How many questions are on the Databricks Data Engineer Professional exam?

The current Databricks exam page lists 59 scored questions. Databricks also states that exams may include unscored items for statistical use, and that extra time is already factored in for that content.

How long is the Databricks Data Engineer Professional exam?

Databricks currently lists a 120-minute time limit for the professional data engineer exam.
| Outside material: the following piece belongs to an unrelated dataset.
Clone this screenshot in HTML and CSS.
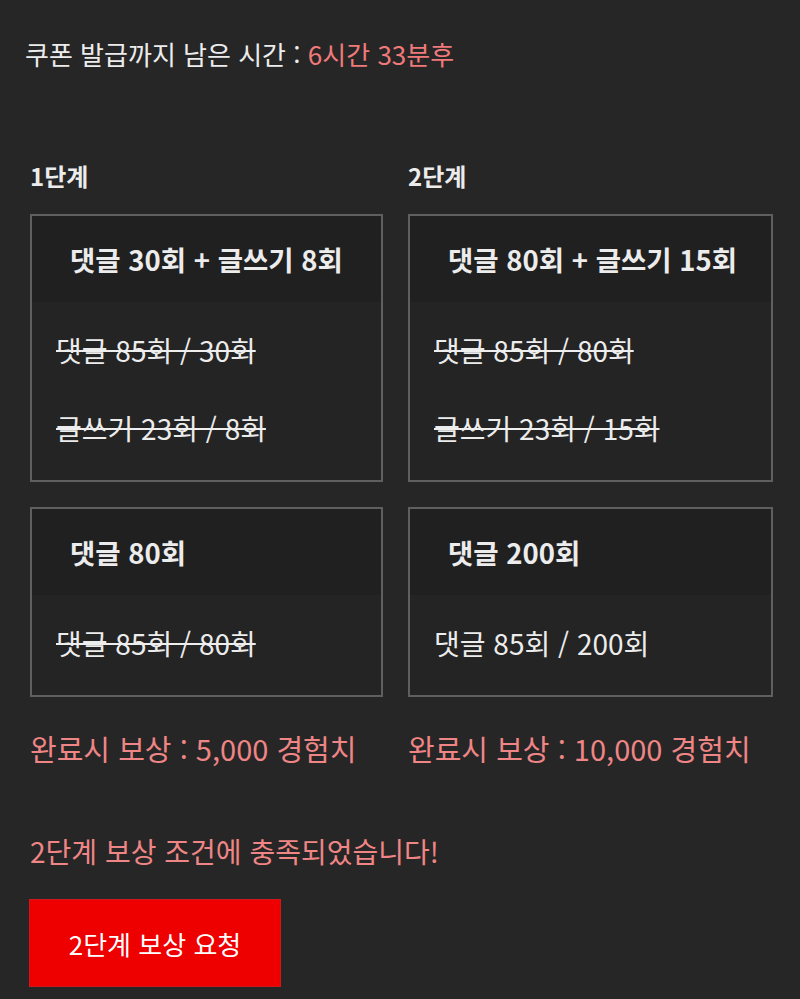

The exam is proctored and the current public page says you can take it online or at a test center.

What are the current Databricks Data Engineer Professional domain weights?

As of March 10, 2026, Databricks lists 10 weighted sections: Developing Code for Data Processing using Python and SQL (22%), Data Ingestion & Acquisition (7%), Data Transformation, Cleansing, and Quality (10%), Data Sharing and Federation (5%), Monitoring and Alerting (10%), Cost & Performance Optimisation (13%), Ensuring Data Security and Compliance (10%), Data Governance (7%), Debugging and Deploying (10%), and Data Modelling (6%).

Does Databricks publish a fixed passing score for the professional exam?

The current public Databricks exam page and exam guide do not publish a fixed passing score for this exam. When preparing, it is safer to target strong accuracy across all weighted sections instead of planning around an unofficial score estimate.

Are there formal prerequisites for Databricks Data Engineer Professional?

Databricks lists no formal prerequisites, but says related training is highly recommended. The same page also recommends hands-on experience performing the data engineering tasks covered in the exam guide.

What changed in the current Databricks professional exam version?

The current public Databricks professional page emphasizes the Databricks Data Intelligence Platform, Lakeflow Spark Declarative Pipelines, Databricks Compute including serverless, Unity Catalog, Asset Bundles, and both online and test-center delivery. As of March 10, 2026, no separate 2026 regulatory change notice was found beyond the current public exam page and the November 30, 2025 exam guide now in force.